The answer to this reasonable question, emerges from recognizing that words, logic, explanation—all fail in a society dominated by irrationality. One may recall from Spanish painter Francisco Goya’s 1797-98 Los Caprichos—a series of about eighty polemical prints revealing the ugly “secrets” of his society at that time—Plate 43, titled, “The sleep of reason produces monsters,” and captioned, “Imagination abandoned by reason produces impossible monsters: united with her, she is the mother of the arts and the source of their wonders.” When words lose their power to communicate, great art may carry its audience to that higher conception of humanity needed to become its better self.

Never has that need pressed us with more urgency than now. An honest look at the world around us suffices to show those “impossible monsters” on every side—both outside and in. It is thus to the power of great art that we look for a means to educate ourselves in the inexpressible, and to the power of music above all.

Placement, in LaRouche’s new casting, escapes the confines of technique, to embrace the power of music to inspire. Although its technical aspects play an essential role, vocal “plumbing,” no matter how good, can not generate the ideas upon which the future of civilization depends. (Technical skill in art may impress, but cannot substitute for ideas; technique must serve the higher purpose.) At the same time, any music worthy to be called great never stems from notes, any more than great poetry stems from words. In both, the true subject is unheard, an inexpressible idea in the mind of the composer, to be communicated to the mind of another individual, present only as that which generated the poem or the musical score. It lies behind the words and notes; it is the necessity bringing them into existence as momentary, partial expressions of a higher, creating process.

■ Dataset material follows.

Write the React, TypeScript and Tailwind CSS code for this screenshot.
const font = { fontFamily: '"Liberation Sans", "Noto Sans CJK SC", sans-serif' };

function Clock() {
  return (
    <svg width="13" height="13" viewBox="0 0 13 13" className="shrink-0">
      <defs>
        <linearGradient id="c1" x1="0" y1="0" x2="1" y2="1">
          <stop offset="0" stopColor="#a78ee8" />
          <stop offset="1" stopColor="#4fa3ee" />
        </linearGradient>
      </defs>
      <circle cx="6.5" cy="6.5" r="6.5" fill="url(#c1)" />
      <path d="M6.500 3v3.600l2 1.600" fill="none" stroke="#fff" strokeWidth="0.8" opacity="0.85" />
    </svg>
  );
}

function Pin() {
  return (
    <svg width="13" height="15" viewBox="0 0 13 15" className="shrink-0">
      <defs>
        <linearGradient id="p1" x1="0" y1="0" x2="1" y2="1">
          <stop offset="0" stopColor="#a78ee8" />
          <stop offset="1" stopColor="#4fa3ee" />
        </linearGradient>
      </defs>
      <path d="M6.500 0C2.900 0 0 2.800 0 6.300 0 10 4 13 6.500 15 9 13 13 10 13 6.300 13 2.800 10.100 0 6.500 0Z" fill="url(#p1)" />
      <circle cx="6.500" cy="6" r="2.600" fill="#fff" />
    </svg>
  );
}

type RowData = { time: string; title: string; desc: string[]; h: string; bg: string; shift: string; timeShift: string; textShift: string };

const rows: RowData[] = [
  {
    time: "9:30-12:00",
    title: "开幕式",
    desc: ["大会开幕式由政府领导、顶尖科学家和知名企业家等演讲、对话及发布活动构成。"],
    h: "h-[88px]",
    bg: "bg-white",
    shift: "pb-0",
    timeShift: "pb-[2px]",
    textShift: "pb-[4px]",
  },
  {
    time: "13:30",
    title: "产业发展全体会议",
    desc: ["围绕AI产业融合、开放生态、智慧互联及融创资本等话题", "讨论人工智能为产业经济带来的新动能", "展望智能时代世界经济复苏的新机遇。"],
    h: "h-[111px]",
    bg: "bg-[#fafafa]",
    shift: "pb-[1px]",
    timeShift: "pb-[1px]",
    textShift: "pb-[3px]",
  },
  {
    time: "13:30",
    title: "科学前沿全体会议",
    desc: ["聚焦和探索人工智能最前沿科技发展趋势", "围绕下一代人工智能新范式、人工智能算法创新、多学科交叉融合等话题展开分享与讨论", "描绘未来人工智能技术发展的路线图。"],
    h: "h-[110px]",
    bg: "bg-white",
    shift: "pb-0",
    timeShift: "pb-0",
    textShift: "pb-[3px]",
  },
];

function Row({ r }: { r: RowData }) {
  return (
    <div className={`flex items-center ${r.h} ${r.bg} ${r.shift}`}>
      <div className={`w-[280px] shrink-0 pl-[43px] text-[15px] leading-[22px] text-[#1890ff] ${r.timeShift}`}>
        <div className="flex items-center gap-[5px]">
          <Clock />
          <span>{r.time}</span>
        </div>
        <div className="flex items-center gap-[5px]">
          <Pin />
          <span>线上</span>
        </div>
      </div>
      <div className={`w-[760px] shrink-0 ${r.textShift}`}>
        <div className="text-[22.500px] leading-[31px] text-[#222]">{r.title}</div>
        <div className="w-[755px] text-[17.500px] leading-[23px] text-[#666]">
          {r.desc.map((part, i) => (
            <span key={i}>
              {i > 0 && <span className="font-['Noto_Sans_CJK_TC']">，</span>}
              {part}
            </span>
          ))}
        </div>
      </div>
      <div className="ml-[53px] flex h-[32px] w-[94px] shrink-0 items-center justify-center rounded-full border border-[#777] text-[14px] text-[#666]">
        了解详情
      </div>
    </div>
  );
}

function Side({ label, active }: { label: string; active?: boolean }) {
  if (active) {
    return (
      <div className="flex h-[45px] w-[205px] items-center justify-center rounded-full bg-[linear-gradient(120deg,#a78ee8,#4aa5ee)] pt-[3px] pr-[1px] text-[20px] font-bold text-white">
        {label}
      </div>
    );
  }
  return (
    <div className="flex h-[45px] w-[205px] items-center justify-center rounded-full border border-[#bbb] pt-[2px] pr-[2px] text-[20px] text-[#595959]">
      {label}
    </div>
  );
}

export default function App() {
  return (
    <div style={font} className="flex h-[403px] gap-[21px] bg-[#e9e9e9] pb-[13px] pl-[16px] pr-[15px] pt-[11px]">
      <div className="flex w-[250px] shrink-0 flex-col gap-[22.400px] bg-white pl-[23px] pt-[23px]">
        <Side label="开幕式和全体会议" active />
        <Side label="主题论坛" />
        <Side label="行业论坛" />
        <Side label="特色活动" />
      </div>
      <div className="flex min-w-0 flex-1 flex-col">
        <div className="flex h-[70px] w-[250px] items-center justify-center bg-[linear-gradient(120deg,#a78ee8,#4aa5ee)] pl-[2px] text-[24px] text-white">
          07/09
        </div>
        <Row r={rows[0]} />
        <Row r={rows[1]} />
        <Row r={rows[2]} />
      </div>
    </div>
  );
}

LaRouche’s new, ironic employment of placement, then, obliges the performer to submit every technical, as well as aesthetical, consideration to the service of communicating a composition’s insightful, universal idea, rejecting any sensual effect, no matter how appealing, which does not contribute to the strongest possible evocation of that idea in the audience. Without every effort to concentrate this power of art, our society will remain in the clutches of the debased “entertainment” and the profoundly pessimistic view of humanity it engenders, that have allowed us to walk so far down the path of failed civilizations past.